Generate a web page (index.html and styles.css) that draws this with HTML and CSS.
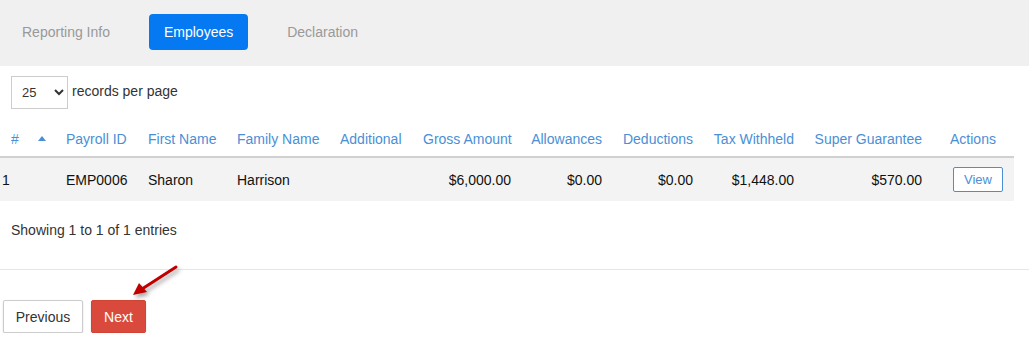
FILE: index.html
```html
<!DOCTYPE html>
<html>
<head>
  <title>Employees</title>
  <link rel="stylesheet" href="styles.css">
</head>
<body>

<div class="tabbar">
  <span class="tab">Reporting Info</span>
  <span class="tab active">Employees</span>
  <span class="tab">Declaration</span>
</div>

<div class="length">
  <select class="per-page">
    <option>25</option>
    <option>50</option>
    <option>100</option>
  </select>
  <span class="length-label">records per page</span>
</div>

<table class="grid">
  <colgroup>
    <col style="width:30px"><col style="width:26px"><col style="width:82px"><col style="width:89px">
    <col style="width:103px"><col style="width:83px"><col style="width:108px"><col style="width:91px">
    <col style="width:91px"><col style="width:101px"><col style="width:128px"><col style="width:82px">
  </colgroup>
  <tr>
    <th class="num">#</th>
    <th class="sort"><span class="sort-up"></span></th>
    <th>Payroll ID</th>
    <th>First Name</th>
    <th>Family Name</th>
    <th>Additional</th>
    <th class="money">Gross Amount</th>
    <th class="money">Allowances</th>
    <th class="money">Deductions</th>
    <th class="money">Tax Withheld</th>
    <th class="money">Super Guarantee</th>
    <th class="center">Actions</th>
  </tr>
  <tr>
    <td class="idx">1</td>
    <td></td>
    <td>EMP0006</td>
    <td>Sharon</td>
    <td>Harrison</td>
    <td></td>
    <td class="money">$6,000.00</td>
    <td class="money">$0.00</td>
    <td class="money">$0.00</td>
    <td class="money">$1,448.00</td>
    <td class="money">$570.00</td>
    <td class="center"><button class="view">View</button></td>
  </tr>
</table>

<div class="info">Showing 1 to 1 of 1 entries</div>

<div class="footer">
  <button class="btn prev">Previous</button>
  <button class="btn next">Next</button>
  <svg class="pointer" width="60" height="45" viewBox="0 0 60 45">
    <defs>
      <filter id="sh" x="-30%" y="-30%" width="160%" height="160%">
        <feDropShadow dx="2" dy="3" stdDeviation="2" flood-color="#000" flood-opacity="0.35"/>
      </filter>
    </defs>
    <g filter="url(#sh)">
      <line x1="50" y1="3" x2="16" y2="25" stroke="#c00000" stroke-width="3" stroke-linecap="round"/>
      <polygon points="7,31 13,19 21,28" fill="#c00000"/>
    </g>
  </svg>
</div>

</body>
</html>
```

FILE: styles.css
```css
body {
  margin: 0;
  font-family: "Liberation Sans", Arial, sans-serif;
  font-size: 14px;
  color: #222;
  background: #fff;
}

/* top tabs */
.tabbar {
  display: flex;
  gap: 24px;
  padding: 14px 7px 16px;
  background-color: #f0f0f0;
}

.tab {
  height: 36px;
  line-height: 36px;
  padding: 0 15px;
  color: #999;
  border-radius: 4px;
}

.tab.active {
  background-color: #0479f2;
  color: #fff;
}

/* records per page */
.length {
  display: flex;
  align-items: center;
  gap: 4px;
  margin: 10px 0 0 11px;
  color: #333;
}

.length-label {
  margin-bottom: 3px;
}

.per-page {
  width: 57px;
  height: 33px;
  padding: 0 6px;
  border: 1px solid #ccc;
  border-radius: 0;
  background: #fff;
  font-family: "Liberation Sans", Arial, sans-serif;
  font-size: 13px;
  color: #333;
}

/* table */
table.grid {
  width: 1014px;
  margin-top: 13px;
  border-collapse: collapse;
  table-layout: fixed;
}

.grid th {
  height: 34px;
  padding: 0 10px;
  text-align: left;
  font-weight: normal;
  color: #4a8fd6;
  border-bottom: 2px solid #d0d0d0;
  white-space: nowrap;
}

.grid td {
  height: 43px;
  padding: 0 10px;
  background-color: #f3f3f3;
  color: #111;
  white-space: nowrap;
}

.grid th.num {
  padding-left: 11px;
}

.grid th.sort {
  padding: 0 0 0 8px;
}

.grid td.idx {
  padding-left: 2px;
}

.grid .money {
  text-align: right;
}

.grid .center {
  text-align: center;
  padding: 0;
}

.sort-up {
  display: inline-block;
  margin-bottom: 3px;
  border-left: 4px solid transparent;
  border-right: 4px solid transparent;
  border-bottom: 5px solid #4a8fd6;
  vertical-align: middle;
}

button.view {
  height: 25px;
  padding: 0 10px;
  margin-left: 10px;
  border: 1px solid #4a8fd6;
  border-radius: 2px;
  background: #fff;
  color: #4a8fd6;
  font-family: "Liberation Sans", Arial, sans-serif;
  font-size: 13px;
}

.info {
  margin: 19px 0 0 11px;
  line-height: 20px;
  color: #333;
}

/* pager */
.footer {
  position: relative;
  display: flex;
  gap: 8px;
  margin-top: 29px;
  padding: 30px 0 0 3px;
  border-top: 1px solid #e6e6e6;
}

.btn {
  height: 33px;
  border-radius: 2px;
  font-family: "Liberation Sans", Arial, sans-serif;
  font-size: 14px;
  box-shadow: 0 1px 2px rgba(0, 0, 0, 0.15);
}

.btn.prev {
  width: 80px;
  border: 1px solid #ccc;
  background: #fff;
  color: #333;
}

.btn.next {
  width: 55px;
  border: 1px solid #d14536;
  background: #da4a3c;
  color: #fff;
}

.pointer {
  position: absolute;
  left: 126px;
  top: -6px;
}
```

──────

Give an exact reproduction of every line, leaving out any picture.

Generate a web page (index.html and styles.css) that draws this with HTML and CSS.
FILE: index.html
```html
<!DOCTYPE html>
<html>
<head>
  <title>Employees</title>
  <link rel="stylesheet" href="styles.css">
</head>
<body>

<div class="tabbar">
  <span class="tab">Reporting Info</span>
  <span class="tab active">Employees</span>
  <span class="tab">Declaration</span>
</div>

<div class="length">
  <select class="per-page">
    <option>25</option>
    <option>50</option>
    <option>100</option>
  </select>
  <span class="length-label">records per page</span>
</div>

<table class="grid">
  <colgroup>
    <col style="width:30px"><col style="width:26px"><col style="width:82px"><col style="width:89px">
    <col style="width:103px"><col style="width:83px"><col style="width:108px"><col style="width:91px">
    <col style="width:91px"><col style="width:101px"><col style="width:128px"><col style="width:82px">
  </colgroup>
  <tr>
    <th class="num">#</th>
    <th class="sort"><span class="sort-up"></span></th>
    <th>Payroll ID</th>
    <th>First Name</th>
    <th>Family Name</th>
    <th>Additional</th>
    <th class="money">Gross Amount</th>
    <th class="money">Allowances</th>
    <th class="money">Deductions</th>
    <th class="money">Tax Withheld</th>
    <th class="money">Super Guarantee</th>
    <th class="center">Actions</th>
  </tr>
  <tr>
    <td class="idx">1</td>
    <td></td>
    <td>EMP0006</td>
    <td>Sharon</td>
    <td>Harrison</td>
    <td></td>
    <td class="money">$6,000.00</td>
    <td class="money">$0.00</td>
    <td class="money">$0.00</td>
    <td class="money">$1,448.00</td>
    <td class="money">$570.00</td>
    <td class="center"><button class="view">View</button></td>
  </tr>
</table>

<div class="info">Showing 1 to 1 of 1 entries</div>

<div class="footer">
  <button class="btn prev">Previous</button>
  <button class="btn next">Next</button>
  <svg class="pointer" width="60" height="45" viewBox="0 0 60 45">
    <defs>
      <filter id="sh" x="-30%" y="-30%" width="160%" height="160%">
        <feDropShadow dx="2" dy="3" stdDeviation="2" flood-color="#000" flood-opacity="0.35"/>
      </filter>
    </defs>
    <g filter="url(#sh)">
      <line x1="50" y1="3" x2="16" y2="25" stroke="#c00000" stroke-width="3" stroke-linecap="round"/>
      <polygon points="7,31 13,19 21,28" fill="#c00000"/>
    </g>
  </svg>
</div>

</body>
</html>
```

FILE: styles.css
```css
body {
  margin: 0;
  font-family: "Liberation Sans", Arial, sans-serif;
  font-size: 14px;
  color: #222;
  background: #fff;
}

/* top tabs */
.tabbar {
  display: flex;
  gap: 24px;
  padding: 14px 7px 16px;
  background-color: #f0f0f0;
}

.tab {
  height: 36px;
  line-height: 36px;
  padding: 0 15px;
  color: #999;
  border-radius: 4px;
}

.tab.active {
  background-color: #0479f2;
  color: #fff;
}

/* records per page */
.length {
  display: flex;
  align-items: center;
  gap: 4px;
  margin: 10px 0 0 11px;
  color: #333;
}

.length-label {
  margin-bottom: 3px;
}

.per-page {
  width: 57px;
  height: 33px;
  padding: 0 6px;
  border: 1px solid #ccc;
  border-radius: 0;
  background: #fff;
  font-family: "Liberation Sans", Arial, sans-serif;
  font-size: 13px;
  color: #333;
}

/* table */
table.grid {
  width: 1014px;
  margin-top: 13px;
  border-collapse: collapse;
  table-layout: fixed;
}

.grid th {
  height: 34px;
  padding: 0 10px;
  text-align: left;
  font-weight: normal;
  color: #4a8fd6;
  border-bottom: 2px solid #d0d0d0;
  white-space: nowrap;
}

.grid td {
  height: 43px;
  padding: 0 10px;
  background-color: #f3f3f3;
  color: #111;
  white-space: nowrap;
}

.grid th.num {
  padding-left: 11px;
}

.grid th.sort {
  padding: 0 0 0 8px;
}

.grid td.idx {
  padding-left: 2px;
}

.grid .money {
  text-align: right;
}

.grid .center {
  text-align: center;
  padding: 0;
}

.sort-up {
  display: inline-block;
  margin-bottom: 3px;
  border-left: 4px solid transparent;
  border-right: 4px solid transparent;
  border-bottom: 5px solid #4a8fd6;
  vertical-align: middle;
}

button.view {
  height: 25px;
  padding: 0 10px;
  margin-left: 10px;
  border: 1px solid #4a8fd6;
  border-radius: 2px;
  background: #fff;
  color: #4a8fd6;
  font-family: "Liberation Sans", Arial, sans-serif;
  font-size: 13px;
}

.info {
  margin: 19px 0 0 11px;
  line-height: 20px;
  color: #333;
}

/* pager */
.footer {
  position: relative;
  display: flex;
  gap: 8px;
  margin-top: 29px;
  padding: 30px 0 0 3px;
  border-top: 1px solid #e6e6e6;
}

.btn {
  height: 33px;
  border-radius: 2px;
  font-family: "Liberation Sans", Arial, sans-serif;
  font-size: 14px;
  box-shadow: 0 1px 2px rgba(0, 0, 0, 0.15);
}

.btn.prev {
  width: 80px;
  border: 1px solid #ccc;
  background: #fff;
  color: #333;
}

.btn.next {
  width: 55px;
  border: 1px solid #d14536;
  background: #da4a3c;
  color: #fff;
}

.pointer {
  position: absolute;
  left: 126px;
  top: -6px;
}
```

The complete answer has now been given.